--- What is required ---
In the listing below, locate the lines that hold "index" and copy them.

--- Given data ---

-- Start --

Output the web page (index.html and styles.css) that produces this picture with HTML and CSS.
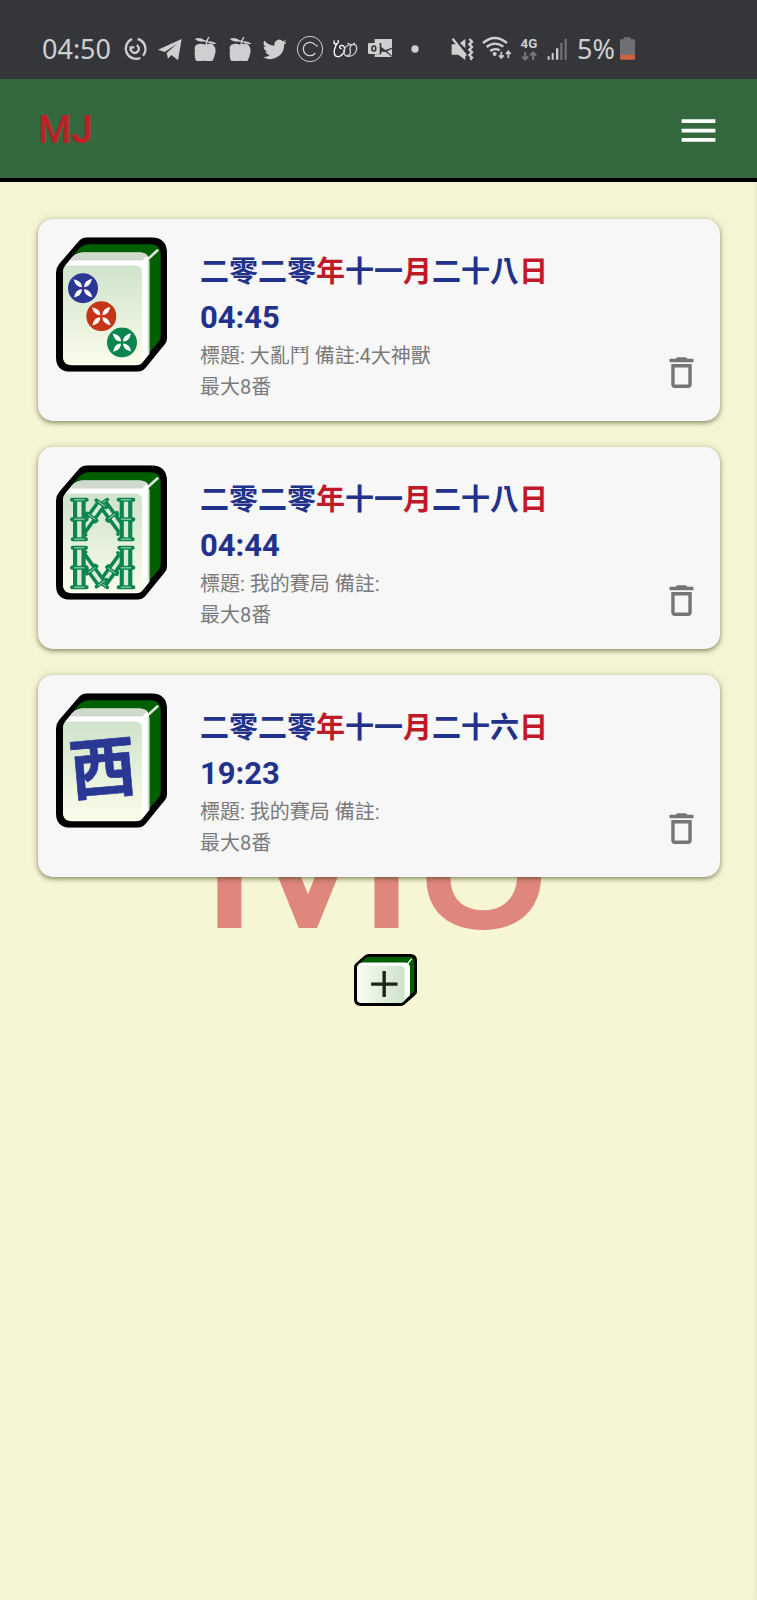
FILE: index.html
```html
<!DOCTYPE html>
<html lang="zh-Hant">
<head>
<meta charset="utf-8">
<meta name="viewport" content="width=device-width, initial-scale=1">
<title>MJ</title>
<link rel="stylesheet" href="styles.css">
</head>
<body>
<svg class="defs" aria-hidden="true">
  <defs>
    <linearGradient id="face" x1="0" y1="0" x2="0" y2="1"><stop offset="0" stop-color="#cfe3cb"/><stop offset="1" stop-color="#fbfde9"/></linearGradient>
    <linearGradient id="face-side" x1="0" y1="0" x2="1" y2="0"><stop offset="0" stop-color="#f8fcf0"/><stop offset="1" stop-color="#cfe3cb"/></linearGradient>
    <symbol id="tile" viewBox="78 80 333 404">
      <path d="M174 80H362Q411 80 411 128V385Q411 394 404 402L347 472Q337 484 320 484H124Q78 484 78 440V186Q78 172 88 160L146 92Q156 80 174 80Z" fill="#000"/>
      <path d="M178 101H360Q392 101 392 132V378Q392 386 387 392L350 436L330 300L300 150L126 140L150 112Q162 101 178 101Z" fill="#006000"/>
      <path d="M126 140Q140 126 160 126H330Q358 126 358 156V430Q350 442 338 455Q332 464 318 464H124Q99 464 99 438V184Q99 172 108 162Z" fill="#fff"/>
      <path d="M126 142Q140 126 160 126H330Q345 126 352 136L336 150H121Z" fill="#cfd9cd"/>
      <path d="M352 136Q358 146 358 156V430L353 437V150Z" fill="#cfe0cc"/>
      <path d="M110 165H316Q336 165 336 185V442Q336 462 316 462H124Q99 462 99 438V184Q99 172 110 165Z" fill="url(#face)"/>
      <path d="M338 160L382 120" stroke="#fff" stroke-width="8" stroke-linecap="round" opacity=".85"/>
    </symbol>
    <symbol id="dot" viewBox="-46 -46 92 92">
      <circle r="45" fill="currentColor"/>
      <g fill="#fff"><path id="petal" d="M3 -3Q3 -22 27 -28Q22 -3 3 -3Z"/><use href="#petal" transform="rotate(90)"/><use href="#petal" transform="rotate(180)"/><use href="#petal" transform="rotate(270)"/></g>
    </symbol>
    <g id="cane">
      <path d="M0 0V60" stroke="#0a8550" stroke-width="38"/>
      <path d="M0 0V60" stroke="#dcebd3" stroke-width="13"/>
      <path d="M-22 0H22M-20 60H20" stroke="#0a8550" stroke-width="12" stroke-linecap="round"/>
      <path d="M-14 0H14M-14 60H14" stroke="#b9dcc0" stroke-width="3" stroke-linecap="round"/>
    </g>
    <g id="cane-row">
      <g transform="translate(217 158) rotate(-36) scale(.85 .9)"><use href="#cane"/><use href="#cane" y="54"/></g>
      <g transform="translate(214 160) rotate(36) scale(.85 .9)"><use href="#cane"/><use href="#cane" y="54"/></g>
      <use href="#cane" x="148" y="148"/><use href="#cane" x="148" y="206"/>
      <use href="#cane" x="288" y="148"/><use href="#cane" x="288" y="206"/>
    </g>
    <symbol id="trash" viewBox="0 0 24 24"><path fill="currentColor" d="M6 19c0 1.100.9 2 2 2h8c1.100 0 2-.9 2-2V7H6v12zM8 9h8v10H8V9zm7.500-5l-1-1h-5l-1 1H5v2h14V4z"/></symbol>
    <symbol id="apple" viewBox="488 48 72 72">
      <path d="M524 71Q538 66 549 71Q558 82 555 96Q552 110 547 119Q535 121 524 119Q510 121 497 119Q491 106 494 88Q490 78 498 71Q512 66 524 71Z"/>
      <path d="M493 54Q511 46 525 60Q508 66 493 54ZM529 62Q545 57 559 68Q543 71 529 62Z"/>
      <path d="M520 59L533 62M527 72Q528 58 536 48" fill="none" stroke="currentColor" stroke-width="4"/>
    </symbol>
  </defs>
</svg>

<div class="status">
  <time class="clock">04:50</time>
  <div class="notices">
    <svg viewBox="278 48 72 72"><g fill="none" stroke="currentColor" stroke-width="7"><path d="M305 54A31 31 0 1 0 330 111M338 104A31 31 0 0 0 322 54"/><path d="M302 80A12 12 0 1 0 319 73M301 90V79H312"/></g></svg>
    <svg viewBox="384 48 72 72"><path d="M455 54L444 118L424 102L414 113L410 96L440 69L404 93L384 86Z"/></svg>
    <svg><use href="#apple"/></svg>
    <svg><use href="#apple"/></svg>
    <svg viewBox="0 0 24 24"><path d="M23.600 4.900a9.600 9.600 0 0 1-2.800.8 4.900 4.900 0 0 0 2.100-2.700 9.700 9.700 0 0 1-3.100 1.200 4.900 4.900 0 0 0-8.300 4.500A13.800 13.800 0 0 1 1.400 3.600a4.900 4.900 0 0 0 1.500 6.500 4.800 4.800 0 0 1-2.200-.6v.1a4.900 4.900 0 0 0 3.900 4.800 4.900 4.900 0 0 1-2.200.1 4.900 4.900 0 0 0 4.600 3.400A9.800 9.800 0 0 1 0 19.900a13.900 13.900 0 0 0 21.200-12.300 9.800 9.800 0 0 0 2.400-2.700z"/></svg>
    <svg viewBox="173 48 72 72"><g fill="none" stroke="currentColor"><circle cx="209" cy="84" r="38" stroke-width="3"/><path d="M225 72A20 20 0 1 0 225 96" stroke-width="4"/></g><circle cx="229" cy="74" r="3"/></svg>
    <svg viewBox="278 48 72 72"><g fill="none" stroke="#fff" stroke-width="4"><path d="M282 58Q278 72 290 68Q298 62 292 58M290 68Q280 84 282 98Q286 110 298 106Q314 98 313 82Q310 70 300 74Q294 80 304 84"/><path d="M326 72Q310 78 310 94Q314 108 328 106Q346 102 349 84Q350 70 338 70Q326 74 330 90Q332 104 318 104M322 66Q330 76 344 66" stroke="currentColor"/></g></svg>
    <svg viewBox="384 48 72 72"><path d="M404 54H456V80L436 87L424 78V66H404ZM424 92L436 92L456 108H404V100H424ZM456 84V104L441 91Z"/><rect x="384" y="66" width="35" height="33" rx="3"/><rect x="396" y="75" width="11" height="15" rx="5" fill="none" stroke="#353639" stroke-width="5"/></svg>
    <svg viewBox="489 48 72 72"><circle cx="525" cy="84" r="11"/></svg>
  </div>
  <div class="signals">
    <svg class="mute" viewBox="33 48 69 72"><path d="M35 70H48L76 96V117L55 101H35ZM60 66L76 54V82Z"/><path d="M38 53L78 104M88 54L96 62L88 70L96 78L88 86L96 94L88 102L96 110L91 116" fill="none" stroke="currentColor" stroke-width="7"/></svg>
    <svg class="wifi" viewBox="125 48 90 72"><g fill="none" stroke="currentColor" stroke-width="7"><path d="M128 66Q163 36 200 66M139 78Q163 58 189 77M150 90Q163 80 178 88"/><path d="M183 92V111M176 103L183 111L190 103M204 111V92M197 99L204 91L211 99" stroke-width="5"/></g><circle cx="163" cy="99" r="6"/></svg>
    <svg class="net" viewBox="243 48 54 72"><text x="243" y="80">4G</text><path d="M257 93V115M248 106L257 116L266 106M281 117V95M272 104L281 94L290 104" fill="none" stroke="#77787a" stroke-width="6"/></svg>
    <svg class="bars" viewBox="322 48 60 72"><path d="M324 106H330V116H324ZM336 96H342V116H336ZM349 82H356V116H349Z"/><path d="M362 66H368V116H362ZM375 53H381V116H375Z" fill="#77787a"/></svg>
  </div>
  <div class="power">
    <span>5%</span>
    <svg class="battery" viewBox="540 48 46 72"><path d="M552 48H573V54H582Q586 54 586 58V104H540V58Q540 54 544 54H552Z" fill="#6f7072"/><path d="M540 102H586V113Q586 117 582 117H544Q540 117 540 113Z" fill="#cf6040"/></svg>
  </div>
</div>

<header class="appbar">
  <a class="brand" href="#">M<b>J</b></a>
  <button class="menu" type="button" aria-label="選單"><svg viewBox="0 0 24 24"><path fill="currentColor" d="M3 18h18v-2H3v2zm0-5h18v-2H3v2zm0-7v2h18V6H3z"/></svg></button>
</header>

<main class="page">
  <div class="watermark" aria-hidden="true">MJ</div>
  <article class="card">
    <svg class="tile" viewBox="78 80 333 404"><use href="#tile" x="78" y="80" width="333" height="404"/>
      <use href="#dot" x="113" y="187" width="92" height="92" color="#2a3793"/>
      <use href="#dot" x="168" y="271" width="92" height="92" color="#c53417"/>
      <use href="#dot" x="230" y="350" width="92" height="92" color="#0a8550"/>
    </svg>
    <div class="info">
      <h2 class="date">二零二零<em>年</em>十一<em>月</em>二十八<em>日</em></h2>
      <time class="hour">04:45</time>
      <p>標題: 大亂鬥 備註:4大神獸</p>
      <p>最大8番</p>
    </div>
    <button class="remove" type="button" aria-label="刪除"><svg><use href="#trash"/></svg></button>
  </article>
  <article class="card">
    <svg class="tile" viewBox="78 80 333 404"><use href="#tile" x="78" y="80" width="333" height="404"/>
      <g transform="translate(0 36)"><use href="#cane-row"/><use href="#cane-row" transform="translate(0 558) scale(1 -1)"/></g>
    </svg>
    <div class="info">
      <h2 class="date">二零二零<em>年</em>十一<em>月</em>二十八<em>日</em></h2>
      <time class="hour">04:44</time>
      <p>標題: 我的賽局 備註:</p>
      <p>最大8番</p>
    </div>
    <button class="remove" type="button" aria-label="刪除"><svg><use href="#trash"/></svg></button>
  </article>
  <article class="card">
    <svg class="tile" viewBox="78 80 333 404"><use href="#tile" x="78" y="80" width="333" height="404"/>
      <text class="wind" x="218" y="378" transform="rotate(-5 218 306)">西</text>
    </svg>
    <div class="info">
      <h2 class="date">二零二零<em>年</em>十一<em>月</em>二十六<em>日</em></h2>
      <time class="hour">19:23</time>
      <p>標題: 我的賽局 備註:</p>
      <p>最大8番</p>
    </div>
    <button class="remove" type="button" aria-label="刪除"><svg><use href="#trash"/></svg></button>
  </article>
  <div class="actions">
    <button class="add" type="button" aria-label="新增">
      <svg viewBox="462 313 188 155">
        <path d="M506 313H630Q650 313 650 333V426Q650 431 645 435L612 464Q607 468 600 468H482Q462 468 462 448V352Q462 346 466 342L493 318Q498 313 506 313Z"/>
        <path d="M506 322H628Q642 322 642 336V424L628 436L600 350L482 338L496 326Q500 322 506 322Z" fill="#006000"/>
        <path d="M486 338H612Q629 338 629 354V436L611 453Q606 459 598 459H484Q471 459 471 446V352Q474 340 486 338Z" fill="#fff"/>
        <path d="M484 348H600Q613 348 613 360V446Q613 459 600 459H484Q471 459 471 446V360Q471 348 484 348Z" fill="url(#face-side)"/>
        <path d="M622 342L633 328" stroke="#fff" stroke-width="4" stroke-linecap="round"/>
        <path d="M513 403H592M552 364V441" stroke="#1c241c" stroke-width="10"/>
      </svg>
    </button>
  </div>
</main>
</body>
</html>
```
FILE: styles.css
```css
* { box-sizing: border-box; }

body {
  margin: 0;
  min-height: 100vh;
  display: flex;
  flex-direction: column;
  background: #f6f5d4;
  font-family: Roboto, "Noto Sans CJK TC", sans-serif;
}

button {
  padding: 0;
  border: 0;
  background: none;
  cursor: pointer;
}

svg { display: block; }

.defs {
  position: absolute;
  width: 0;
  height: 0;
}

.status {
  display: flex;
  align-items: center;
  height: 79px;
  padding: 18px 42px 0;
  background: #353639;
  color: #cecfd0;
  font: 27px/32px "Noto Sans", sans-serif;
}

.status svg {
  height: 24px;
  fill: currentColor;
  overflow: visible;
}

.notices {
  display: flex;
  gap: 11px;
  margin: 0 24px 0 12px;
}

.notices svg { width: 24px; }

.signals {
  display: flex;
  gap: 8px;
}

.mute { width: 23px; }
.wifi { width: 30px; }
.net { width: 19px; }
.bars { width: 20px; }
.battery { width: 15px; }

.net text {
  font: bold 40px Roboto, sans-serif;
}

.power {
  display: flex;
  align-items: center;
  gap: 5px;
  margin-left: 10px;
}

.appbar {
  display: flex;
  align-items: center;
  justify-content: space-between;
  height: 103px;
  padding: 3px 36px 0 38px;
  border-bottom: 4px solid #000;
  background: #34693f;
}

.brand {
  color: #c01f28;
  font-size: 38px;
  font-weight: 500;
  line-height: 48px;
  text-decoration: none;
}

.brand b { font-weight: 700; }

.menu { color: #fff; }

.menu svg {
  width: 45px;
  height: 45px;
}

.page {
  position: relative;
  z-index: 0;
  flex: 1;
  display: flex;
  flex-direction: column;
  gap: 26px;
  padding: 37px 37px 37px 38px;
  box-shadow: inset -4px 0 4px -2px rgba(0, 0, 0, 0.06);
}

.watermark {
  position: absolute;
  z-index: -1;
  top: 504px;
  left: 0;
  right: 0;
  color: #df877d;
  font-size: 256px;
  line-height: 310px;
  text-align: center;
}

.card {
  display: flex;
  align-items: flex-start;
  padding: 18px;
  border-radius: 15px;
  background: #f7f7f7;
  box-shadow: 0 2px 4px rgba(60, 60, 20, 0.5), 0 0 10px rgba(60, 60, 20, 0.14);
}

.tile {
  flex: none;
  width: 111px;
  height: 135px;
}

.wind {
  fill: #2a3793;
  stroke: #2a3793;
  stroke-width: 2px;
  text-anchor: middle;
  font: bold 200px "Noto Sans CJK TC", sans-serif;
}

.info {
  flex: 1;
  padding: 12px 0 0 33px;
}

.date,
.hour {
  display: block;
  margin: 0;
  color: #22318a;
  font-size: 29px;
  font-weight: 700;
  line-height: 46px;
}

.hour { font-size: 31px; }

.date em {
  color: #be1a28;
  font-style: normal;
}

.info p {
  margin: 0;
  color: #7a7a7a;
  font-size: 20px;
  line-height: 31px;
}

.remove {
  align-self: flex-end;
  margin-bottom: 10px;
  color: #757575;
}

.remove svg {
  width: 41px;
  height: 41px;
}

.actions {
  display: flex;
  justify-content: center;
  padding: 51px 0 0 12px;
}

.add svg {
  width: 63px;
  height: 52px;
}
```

-- End --

--- The response ---
Output the web page (index.html and styles.css) that produces this picture with HTML and CSS.
FILE: index.html
  z-index: 0;
  z-index: -1;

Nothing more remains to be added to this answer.